Há uma ausência de conhecimento histórico em relação à escravidão, às lutas, formação de quilombos, falsa abolição, novo pelourinho e, o pior, ausência de sensibilidade para com o tempo atual. A Lei Áurea subjugou negros/as a uma vida sem acesso à terra, moradia, trabalho, saúde, educação, em suma, sem direito à dignidade humana. Dizer “a escravidão foi benéfica ao povo negro” fere um princípio ético fundamental: viver e viver bem. Fere, da mesma forma, a conquista de leis, acordos, tratados, convenções e encontros nacionais e internacionais contra a homofobia, o racismo, o sexismo e discriminações correlatas.
Desconsiderar a nova escravidão brasileira, perpetrada pelo sistema do capital e políticas públicas desfavoráveis e ausência de políticas decentes, é fechar os olhos ao que está exposto cotidianamente: negros/as discriminados/as nas redes sociais, na subida de elevador, na escola, na abordagem policial, na rua (situação de rua – mendicância), no crescente número de analfabetismo, na organização e gestão da economia, na linguagem preconceituosa, racista e sexista, no genocídio, na reserva de vagas nos presídios, nos prostíbulos, nas favelas, etc.
O que está posto é que um bode foi introduzido na sala com o objetivo explícito de confundir a cabeça, distorcer os acontecimentos e fortalecer o status quo dominante-dirigente. É típico da corporação dominante-dirigente promover a guerra, a revolução fica por conta do/as oprimidos/as. Sérgio Camargo não está sozinho na condição de vitimado, e esse termo tem força política, porque, ao atingir um/a negro/a, atinge todos/as, inclusive o próprio Camargo que, sendo negro, sofre também as mesmas mazelas do povo negro como classe e como etnia/raça.
Bom seria que Sérgio Camargo e demais adeptos do falso heroísmo, do falso messianismo, do falso mito e da extinção de lutas históricas em favor da vida lessem as contribuições teórico-vivenciais de Grada Kilomba, Carolina Maria de Jesus, Conceição Evaristo, Meimei Bastos, Cristiane Sobral, Scholastique Mukasonga, Lázaro Ramos, Kabengele Munanga, Abdias Nascimento, etc. Para transformar a realidade é preciso conhecer e romper com a subserviência e obediência servil, e especificamente no tocante à Presidência da Fundação Cultural Palmares e em níveis mais amplos, é preciso romper com os ditames do totalitarismo do mercado que submetem indivíduos e instituições.

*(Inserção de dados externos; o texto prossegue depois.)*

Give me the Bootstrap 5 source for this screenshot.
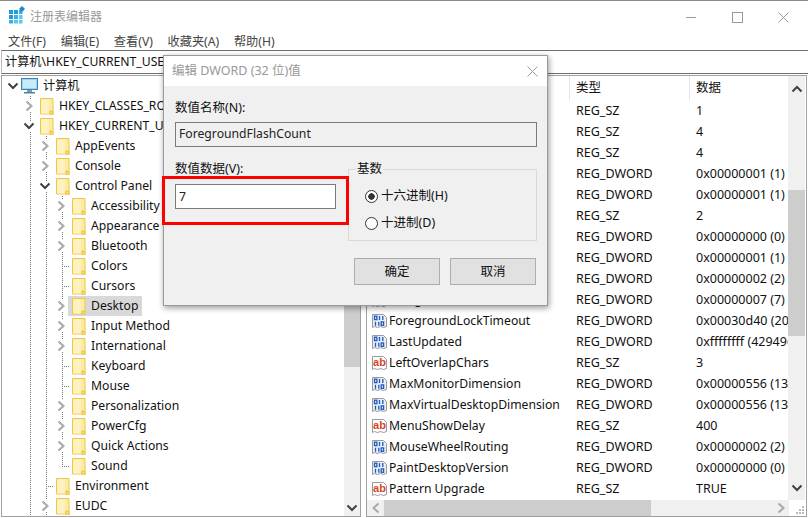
<!DOCTYPE html>
<html lang="zh-CN">
<head>
<meta charset="utf-8">
<title>注册表编辑器</title>
<link rel="stylesheet" href="https://cdn.jsdelivr.net/npm/bootstrap@5.3.0/dist/css/bootstrap.min.css">
<style>
html,body{margin:0;background:#fff;overflow:hidden}
body{font-family:"Noto Sans","Noto Sans CJK SC",sans-serif;font-size:12.5px;line-height:20px;color:#111}
.app{width:808px;height:518px;position:relative;border-top:1px solid #8a8a8a;overflow:hidden;background:#fff}
.tbar{height:32px;padding-left:9px}
.tbar .ttl{color:#999;margin-left:4px;font-size:12px}
.wico{margin-bottom:4px;flex:none}
.wbtns{margin-left:auto;padding-right:19px;gap:35px}
.menub{height:17px;padding-left:8px;gap:14.7px;color:#444;font-size:12.2px}
.addr{height:24px;margin-left:1px;border-top:1px solid #6e6e6e;border-bottom:1px solid #6e6e6e;border-left:1px solid #bbb;padding-left:3px;white-space:nowrap;overflow:hidden;background:#fff;line-height:22px;font-size:12.2px}
.panes{height:442px;margin-top:1px;padding-left:1px}
.lpane{width:360px;border:1px solid #a0a0a0;overflow:hidden}
.rpane{width:441px;margin-left:5px;border:1px solid #a0a0a0;overflow:hidden}
.treebox{width:341px;padding-left:3px;overflow:hidden;white-space:nowrap;font-size:12.2px}
.trow{height:20px}
.ind,.tw{width:16px;height:20px;flex:none;display:flex;align-items:center;justify-content:center}
.gv{background-image:repeating-linear-gradient(to bottom,#777 0 1px,transparent 1px 2px);background-size:1px 100%;background-position:9px 0;background-repeat:no-repeat}
.ge{background-image:repeating-linear-gradient(to bottom,#777 0 1px,transparent 1px 2px),repeating-linear-gradient(to right,#777 0 1px,transparent 1px 2px);background-size:1px 10px,7px 1px;background-position:9px 0,9px 10px;background-repeat:no-repeat}
.gm{background-image:repeating-linear-gradient(to bottom,#777 0 1px,transparent 1px 2px),repeating-linear-gradient(to right,#777 0 1px,transparent 1px 2px);background-size:1px 100%,7px 1px;background-position:9px 0,9px 10px;background-repeat:no-repeat}
.tw svg{background:#fff;display:block}
.tnode{height:20px;margin-left:-1px;padding:0 4px}
.tnode.sel{background:#d9d9d9}
.fld{margin-right:5px;flex:none}
.pcico{margin:0 5px 0 -3px;flex:none}
.sbv{width:17px;background:#f0f0f0;flex:none}
.sbv.lft{width:16px;margin-left:auto}
.sar{height:17px}
.thumb{background:#cdcdcd}
.sp1{height:200px}
.sp2{height:91px}
.sr1{height:93px}
.sr2{height:146px}
.listbox{width:421px;overflow:hidden;white-space:nowrap}
.lhead{height:24px}
.lhead>div{height:24px;line-height:23px;border-right:1px solid #e5e5e5}
.hn{width:203px}
.ht{width:120px;padding-left:6px}
.hd{flex:1;padding-left:6px;border-right:0!important}
.lrow{height:21px;line-height:21px}
.cn{width:204px;padding-left:4px;flex:none;overflow:hidden;font-size:12.2px}
.cn svg{margin-right:1px;flex:none}
.ct{width:120px;padding-left:5px;flex:none}
.cd{padding-left:5px;overflow:hidden;flex:1}
.sbh{height:16px;background:#f0f0f0}
.sbh .hbtn{width:17px;flex:none}
.hthumb{width:267px;height:16px;background:#cdcdcd}
.hfill{flex:1}
.grip{width:17px;height:16px;background:#fff}
.dlg{position:absolute;left:163px;top:54px;width:385px;height:251px;background:#f0f0f0;border:1px solid #9a9a9a;box-shadow:1px 2px 6px rgba(0,0,0,.4);color:#111}
.dtitle{height:30px;background:#fff;padding:0 9px 0 8px;color:#999;font-size:12.5px}
.dbody{padding:12px 10px 0 11px}
.lbl{height:20px;line-height:20px}
.fctl{height:25px;border:1px solid #7a7a7a;border-radius:0;padding:0 3px;font-size:12.2px;line-height:21px;color:#222;background-color:#fff;box-shadow:none}
.fctl[readonly]{background:#f0f0f0;padding-bottom:2px}
.fname{margin-top:4px;width:362px}
.r2{margin-top:12px;gap:12px}
.lc{width:161px;flex:none}
.lc .fctl{margin-top:5px}
.grp{width:189px;height:82px;border:1px solid #d9d9d9;padding:0 0 0 17px;margin:0}
.grp legend{float:none;width:auto;font-size:inherit;line-height:20px;margin:0 0 0 -10px;padding:0 1px}
.rad{height:20px;gap:3px;margin-top:7px;margin-left:-1px}
.rad+.rad{margin-top:7px}
.rdo{width:13px;height:13px;margin:0;border:1px solid #333;background-color:#fff;border-radius:50%;appearance:none;flex:none;box-shadow:none}
.rdo:checked{background-color:#fff;border-color:#333;background-image:radial-gradient(circle,#333 0 3px,transparent 3.4px)}
.dbtns{margin-top:17px;margin-right:1px;gap:10px}
.dbtn{width:86px;height:27px;padding:0;border:1px solid #adadad;border-radius:0;background:#e1e1e1;font-size:inherit;color:#111;line-height:24px}
.mark-box{position:absolute;left:162px;top:175px;width:187px;height:49px;border:3px solid #f00;pointer-events:none}
</style>
</head>
<body>
<svg width="0" height="0" style="position:absolute" aria-hidden="true">
<defs>
<symbol id="folder" viewBox="0 0 14 17"><path d="M.5.5h12.5v12.5h-3v3H.5z" fill="#fdeba3" stroke="#eec64c"/><path d="M1.5 1.5h7v14h-7z" fill="#fef3c0"/><path d="M10 13.5h3.500v3H10z" fill="#f6d566" stroke="#eec64c" stroke-width=".8"/></symbol>
<symbol id="chr" viewBox="0 0 10 12"><path d="M2.500 1.500 7.500 6l-5 4.500" fill="none" stroke="#a8a8a8" stroke-width="2"/></symbol>
<symbol id="chd" viewBox="0 0 12 10"><path d="M1.500 2.500 6 7l4.500-4.500" fill="none" stroke="#404040" stroke-width="2"/></symbol>
<symbol id="rsz" viewBox="0 0 17 16"><path d="M1.500 1.500h11l3 3v9l-3 1-3-1-3 1-3-1-2 1z" fill="#fff" stroke="#9a9a9a"/><text x="8.500" y="11" text-anchor="middle" font-family="Liberation Sans,sans-serif" font-size="11" font-weight="700" fill="#d8442a">ab</text></symbol>
<symbol id="rdw" viewBox="0 0 17 16"><path d="M1.500 1.500h11l3 3v9l-3 1-3-1-3 1-3-1-2 1z" fill="#e8effa" stroke="#9a9a9a"/><g fill="none" stroke="#2259b8" stroke-width="1.300"><rect x="3.500" y="3.200" width="2.400" height="3.400"/><path d="M8.500 3v4M11.800 3v4"/><path d="M4.500 8.700v4M7.800 8.700v4"/><rect x="10.200" y="8.900" width="2.400" height="3.400"/></g></symbol>
</defs>
</svg>
<div class="app d-flex flex-column">
  <div class="tbar d-flex align-items-center flex-shrink-0">
    <svg class="wico" width="17" height="18" viewBox="0 0 17 18" aria-hidden="true"><g fill="#1f9ce0"><rect x="0" y="4" width="4" height="4"/><rect x="5" y="4" width="4" height="4"/><rect x="10" y="4" width="3.500" height="4" fill="#36b2ea"/><rect x="0" y="9" width="4" height="4"/><rect x="5" y="9" width="4" height="4" fill="#36b2ea"/><rect x="10" y="9" width="3.500" height="4" fill="#58c8f2"/><rect x="0" y="14" width="4" height="3.500" fill="#36b2ea"/><rect x="5" y="14" width="4" height="3.500" fill="#58c8f2"/><rect x="10" y="14" width="3.500" height="3.500" fill="#58c8f2"/></g><path d="M13 0l3 3-3 3-3-3z" fill="#1f86c8"/></svg>
    <span class="ttl">注册表编辑器</span>
    <div class="wbtns d-flex align-items-center">
      <svg width="11" height="11" viewBox="0 0 11 11" aria-hidden="true"><path d="M0 5.500h10" stroke="#999"/></svg>
      <svg width="11" height="11" viewBox="0 0 11 11" aria-hidden="true"><rect x=".5" y=".5" width="10" height="10" fill="none" stroke="#999"/></svg>
      <svg width="11" height="11" viewBox="0 0 11 11" aria-hidden="true"><path d="M.5.500l10 10M10.500.500l-10 10" stroke="#999" fill="none"/></svg>
    </div>
  </div>
  <div class="menub d-flex align-items-center flex-shrink-0"><span>文件(F)</span><span>编辑(E)</span><span>查看(V)</span><span>收藏夹(A)</span><span>帮助(H)</span></div>
  <div class="addr flex-shrink-0">计算机\HKEY_CURRENT_USER\Control Panel\Desktop</div>
  <div class="panes d-flex flex-shrink-0">
    <div class="lpane d-flex">
      <div class="treebox">
        <div class="trow d-flex align-items-center"><span class="tw"><svg width="12" height="10"><use href="#chd"/></svg></span><span class="tnode d-flex align-items-center"><svg class="pcico" width="17" height="16" viewBox="0 0 17 16" aria-hidden="true"><rect x=".5" y=".5" width="16" height="11" fill="#9fd4ef" stroke="#3d86b8"/><rect x="2" y="2" width="13" height="8" fill="#c8eafa"/><rect x="6" y="12" width="5" height="2" fill="#7d9db0"/><rect x="3" y="14" width="11" height="1.500" fill="#4f7f9f"/></svg>计算机</span></div>
        <div class="trow d-flex align-items-center"><span class="ind"></span><span class="tw gv"><svg width="10" height="12"><use href="#chr"/></svg></span><span class="tnode d-flex align-items-center"><svg class="fld" width="14" height="17"><use href="#folder"/></svg>HKEY_CLASSES_ROOT</span></div>
        <div class="trow d-flex align-items-center"><span class="ind"></span><span class="tw gv"><svg width="12" height="10"><use href="#chd"/></svg></span><span class="tnode d-flex align-items-center"><svg class="fld" width="14" height="17"><use href="#folder"/></svg>HKEY_CURRENT_USER</span></div>
        <div class="trow d-flex align-items-center"><span class="ind"></span><span class="ind gv"></span><span class="tw gv"><svg width="10" height="12"><use href="#chr"/></svg></span><span class="tnode d-flex align-items-center"><svg class="fld" width="14" height="17"><use href="#folder"/></svg>AppEvents</span></div>
        <div class="trow d-flex align-items-center"><span class="ind"></span><span class="ind gv"></span><span class="tw gv"><svg width="10" height="12"><use href="#chr"/></svg></span><span class="tnode d-flex align-items-center"><svg class="fld" width="14" height="17"><use href="#folder"/></svg>Console</span></div>
        <div class="trow d-flex align-items-center"><span class="ind"></span><span class="ind gv"></span><span class="tw gv"><svg width="12" height="10"><use href="#chd"/></svg></span><span class="tnode d-flex align-items-center"><svg class="fld" width="14" height="17"><use href="#folder"/></svg>Control Panel</span></div>
        <div class="trow d-flex align-items-center"><span class="ind"></span><span class="ind gv"></span><span class="ind gv"></span><span class="tw gv"><svg width="10" height="12"><use href="#chr"/></svg></span><span class="tnode d-flex align-items-center"><svg class="fld" width="14" height="17"><use href="#folder"/></svg>Accessibility</span></div>
        <div class="trow d-flex align-items-center"><span class="ind"></span><span class="ind gv"></span><span class="ind gv"></span><span class="tw gv"><svg width="10" height="12"><use href="#chr"/></svg></span><span class="tnode d-flex align-items-center"><svg class="fld" width="14" height="17"><use href="#folder"/></svg>Appearance</span></div>
        <div class="trow d-flex align-items-center"><span class="ind"></span><span class="ind gv"></span><span class="ind gv"></span><span class="tw gv"><svg width="10" height="12"><use href="#chr"/></svg></span><span class="tnode d-flex align-items-center"><svg class="fld" width="14" height="17"><use href="#folder"/></svg>Bluetooth</span></div>
        <div class="trow d-flex align-items-center"><span class="ind"></span><span class="ind gv"></span><span class="ind gv"></span><span class="tw gm"></span><span class="tnode d-flex align-items-center"><svg class="fld" width="14" height="17"><use href="#folder"/></svg>Colors</span></div>
        <div class="trow d-flex align-items-center"><span class="ind"></span><span class="ind gv"></span><span class="ind gv"></span><span class="tw gm"></span><span class="tnode d-flex align-items-center"><svg class="fld" width="14" height="17"><use href="#folder"/></svg>Cursors</span></div>
        <div class="trow d-flex align-items-center"><span class="ind"></span><span class="ind gv"></span><span class="ind gv"></span><span class="tw gv"><svg width="10" height="12"><use href="#chr"/></svg></span><span class="tnode sel d-flex align-items-center"><svg class="fld" width="14" height="17"><use href="#folder"/></svg>Desktop</span></div>
        <div class="trow d-flex align-items-center"><span class="ind"></span><span class="ind gv"></span><span class="ind gv"></span><span class="tw gv"><svg width="10" height="12"><use href="#chr"/></svg></span><span class="tnode d-flex align-items-center"><svg class="fld" width="14" height="17"><use href="#folder"/></svg>Input Method</span></div>
        <div class="trow d-flex align-items-center"><span class="ind"></span><span class="ind gv"></span><span class="ind gv"></span><span class="tw gv"><svg width="10" height="12"><use href="#chr"/></svg></span><span class="tnode d-flex align-items-center"><svg class="fld" width="14" height="17"><use href="#folder"/></svg>International</span></div>
        <div class="trow d-flex align-items-center"><span class="ind"></span><span class="ind gv"></span><span class="ind gv"></span><span class="tw gm"></span><span class="tnode d-flex align-items-center"><svg class="fld" width="14" height="17"><use href="#folder"/></svg>Keyboard</span></div>
        <div class="trow d-flex align-items-center"><span class="ind"></span><span class="ind gv"></span><span class="ind gv"></span><span class="tw gm"></span><span class="tnode d-flex align-items-center"><svg class="fld" width="14" height="17"><use href="#folder"/></svg>Mouse</span></div>
        <div class="trow d-flex align-items-center"><span class="ind"></span><span class="ind gv"></span><span class="ind gv"></span><span class="tw gv"><svg width="10" height="12"><use href="#chr"/></svg></span><span class="tnode d-flex align-items-center"><svg class="fld" width="14" height="17"><use href="#folder"/></svg>Personalization</span></div>
        <div class="trow d-flex align-items-center"><span class="ind"></span><span class="ind gv"></span><span class="ind gv"></span><span class="tw gv"><svg width="10" height="12"><use href="#chr"/></svg></span><span class="tnode d-flex align-items-center"><svg class="fld" width="14" height="17"><use href="#folder"/></svg>PowerCfg</span></div>
        <div class="trow d-flex align-items-center"><span class="ind"></span><span class="ind gv"></span><span class="ind gv"></span><span class="tw gv"><svg width="10" height="12"><use href="#chr"/></svg></span><span class="tnode d-flex align-items-center"><svg class="fld" width="14" height="17"><use href="#folder"/></svg>Quick Actions</span></div>
        <div class="trow d-flex align-items-center"><span class="ind"></span><span class="ind gv"></span><span class="ind gv"></span><span class="tw ge"></span><span class="tnode d-flex align-items-center"><svg class="fld" width="14" height="17"><use href="#folder"/></svg>Sound</span></div>
        <div class="trow d-flex align-items-center"><span class="ind"></span><span class="ind gv"></span><span class="tw gm"></span><span class="tnode d-flex align-items-center"><svg class="fld" width="14" height="17"><use href="#folder"/></svg>Environment</span></div>
        <div class="trow d-flex align-items-center"><span class="ind"></span><span class="ind gv"></span><span class="tw gv"><svg width="10" height="12"><use href="#chr"/></svg></span><span class="tnode d-flex align-items-center"><svg class="fld" width="14" height="17"><use href="#folder"/></svg>EUDC</span></div>
      </div>
      <div class="sbv lft d-flex flex-column">
        <div class="sp1"></div>
        <div class="thumb sp2"></div>
        <div class="flex-grow-1"></div>
        <div class="sar d-flex align-items-center justify-content-center"><svg width="12" height="10"><use href="#chd"/></svg></div>
      </div>
    </div>
    <div class="rpane d-flex flex-column">
      <div class="d-flex flex-grow-1">
        <div class="listbox">
          <div class="lhead d-flex"><div class="hn"></div><div class="ht">类型</div><div class="hd">数据</div></div>
          <div class="lrow d-flex"><div class="cn"></div><div class="ct">REG_SZ</div><div class="cd">1</div></div>
          <div class="lrow d-flex"><div class="cn"></div><div class="ct">REG_SZ</div><div class="cd">4</div></div>
          <div class="lrow d-flex"><div class="cn"></div><div class="ct">REG_SZ</div><div class="cd">4</div></div>
          <div class="lrow d-flex"><div class="cn"></div><div class="ct">REG_DWORD</div><div class="cd">0x00000001 (1)</div></div>
          <div class="lrow d-flex"><div class="cn"></div><div class="ct">REG_DWORD</div><div class="cd">0x00000001 (1)</div></div>
          <div class="lrow d-flex"><div class="cn"></div><div class="ct">REG_SZ</div><div class="cd">2</div></div>
          <div class="lrow d-flex"><div class="cn"></div><div class="ct">REG_DWORD</div><div class="cd">0x00000000 (0)</div></div>
          <div class="lrow d-flex"><div class="cn"></div><div class="ct">REG_DWORD</div><div class="cd">0x00000001 (1)</div></div>
          <div class="lrow d-flex"><div class="cn"></div><div class="ct">REG_DWORD</div><div class="cd">0x00000002 (2)</div></div>
          <div class="lrow d-flex"><div class="cn d-flex align-items-center"><svg width="17" height="16"><use href="#rdw"/></svg>ForegroundFlashCount</div><div class="ct">REG_DWORD</div><div class="cd">0x00000007 (7)</div></div>
          <div class="lrow d-flex"><div class="cn d-flex align-items-center"><svg width="17" height="16"><use href="#rdw"/></svg>ForegroundLockTimeout</div><div class="ct">REG_DWORD</div><div class="cd">0x00030d40 (200000)</div></div>
          <div class="lrow d-flex"><div class="cn d-flex align-items-center"><svg width="17" height="16"><use href="#rdw"/></svg>LastUpdated</div><div class="ct">REG_DWORD</div><div class="cd">0xffffffff (4294967295)</div></div>
          <div class="lrow d-flex"><div class="cn d-flex align-items-center"><svg width="17" height="16"><use href="#rsz"/></svg>LeftOverlapChars</div><div class="ct">REG_SZ</div><div class="cd">3</div></div>
          <div class="lrow d-flex"><div class="cn d-flex align-items-center"><svg width="17" height="16"><use href="#rdw"/></svg>MaxMonitorDimension</div><div class="ct">REG_DWORD</div><div class="cd">0x00000556 (1366)</div></div>
          <div class="lrow d-flex"><div class="cn d-flex align-items-center"><svg width="17" height="16"><use href="#rdw"/></svg>MaxVirtualDesktopDimension</div><div class="ct">REG_DWORD</div><div class="cd">0x00000556 (1366)</div></div>
          <div class="lrow d-flex"><div class="cn d-flex align-items-center"><svg width="17" height="16"><use href="#rsz"/></svg>MenuShowDelay</div><div class="ct">REG_SZ</div><div class="cd">400</div></div>
          <div class="lrow d-flex"><div class="cn d-flex align-items-center"><svg width="17" height="16"><use href="#rdw"/></svg>MouseWheelRouting</div><div class="ct">REG_DWORD</div><div class="cd">0x00000002 (2)</div></div>
          <div class="lrow d-flex"><div class="cn d-flex align-items-center"><svg width="17" height="16"><use href="#rdw"/></svg>PaintDesktopVersion</div><div class="ct">REG_DWORD</div><div class="cd">0x00000000 (0)</div></div>
          <div class="lrow d-flex"><div class="cn d-flex align-items-center"><svg width="17" height="16"><use href="#rsz"/></svg>Pattern Upgrade</div><div class="ct">REG_SZ</div><div class="cd">TRUE</div></div>
        </div>
        <div class="sbv d-flex flex-column">
          <div class="sar d-flex align-items-center justify-content-center mt-1"><svg width="12" height="10" style="transform:rotate(180deg)"><use href="#chd"/></svg></div>
          <div class="sr1"></div>
          <div class="thumb sr2"></div>
          <div class="flex-grow-1"></div>
          <div class="sar d-flex align-items-center justify-content-center mb-1"><svg width="12" height="10"><use href="#chd"/></svg></div>
        </div>
      </div>
      <div class="d-flex">
        <div class="sbh d-flex align-items-center flex-grow-1">
          <div class="hbtn d-flex justify-content-center"><svg width="10" height="12" style="transform:rotate(180deg)"><use href="#chr"/></svg></div>
          <div class="hthumb"></div>
          <div class="hfill"></div>
          <div class="hbtn d-flex justify-content-center"><svg width="10" height="12"><use href="#chr"/></svg></div>
        </div>
        <div class="grip d-flex align-items-end justify-content-end"><svg width="12" height="12" viewBox="0 0 12 12" aria-hidden="true"><g fill="#bbb"><rect x="8" y="2" width="2" height="2"/><rect x="5" y="5" width="2" height="2"/><rect x="8" y="5" width="2" height="2"/><rect x="2" y="8" width="2" height="2"/><rect x="5" y="8" width="2" height="2"/><rect x="8" y="8" width="2" height="2"/></g></svg></div>
      </div>
    </div>
  </div>

  <div class="dlg">
    <div class="dtitle d-flex align-items-center justify-content-between"><span>编辑 DWORD (32 位)值</span><svg width="11" height="11" viewBox="0 0 11 11" aria-hidden="true"><path d="M.5.500l10 10M10.500.500l-10 10" stroke="#999" fill="none"/></svg></div>
    <div class="dbody">
      <div class="lbl">数值名称(N):</div>
      <input class="form-control fctl fname" readonly value="ForegroundFlashCount">
      <div class="r2 d-flex">
        <div class="lc">
          <div class="lbl">数值数据(V):</div>
          <input class="form-control fctl" value="7">
        </div>
        <fieldset class="grp">
          <legend>基数</legend>
          <label class="rad d-flex align-items-center"><input class="rdo" type="radio" name="b" checked>十六进制(H)</label>
          <label class="rad d-flex align-items-center"><input class="rdo" type="radio" name="b">十进制(D)</label>
        </fieldset>
      </div>
      <div class="dbtns d-flex justify-content-end">
        <button type="button" class="btn dbtn">确定</button>
        <button type="button" class="btn dbtn">取消</button>
      </div>
    </div>
  </div>
  <div class="mark-box"></div>
</div>
<script src="https://cdn.jsdelivr.net/npm/bootstrap@5.3.0/dist/js/bootstrap.bundle.min.js"></script>
</body>
</html>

O grande sonho que nutro, com apelo poético, mas com profundo senso político, é que façamos um abaixo-assinado contra a arrogância e totalitarismo do sistema do capital, contra o pensamento-ação de nível sistêmico que pretende desmontar a república brasileira, a democracia, o pluralismo político-religioso, o Estado de bem-estar social e a soberania nacional. Com esse sonho, reitero a necessária importância de não subjugar o indivíduo e poupar estruturas de poder opressivas. É urgente, no contexto político-social e ideológico em que vivemos no Brasil, saber decifrar o enigma da esfinge, e, na esteira de Brecht, ao considerar o rio, há que incluir suas margens.

*Cristino Cesário Rocha é professor da rede pública de ensino do Distrito Federal. Possui formação filosófico-teológica. É especialista em Administração da Educação; Educação, Democracia e Gestão Escolar; Culturas Negras no Atlântico: História da África e Afro-brasileiros; Educação na Diversidade e Cidadania com Ênfase na Educação de Jovens e Adultos. É Mestre em Educação pela Universidade de Brasília.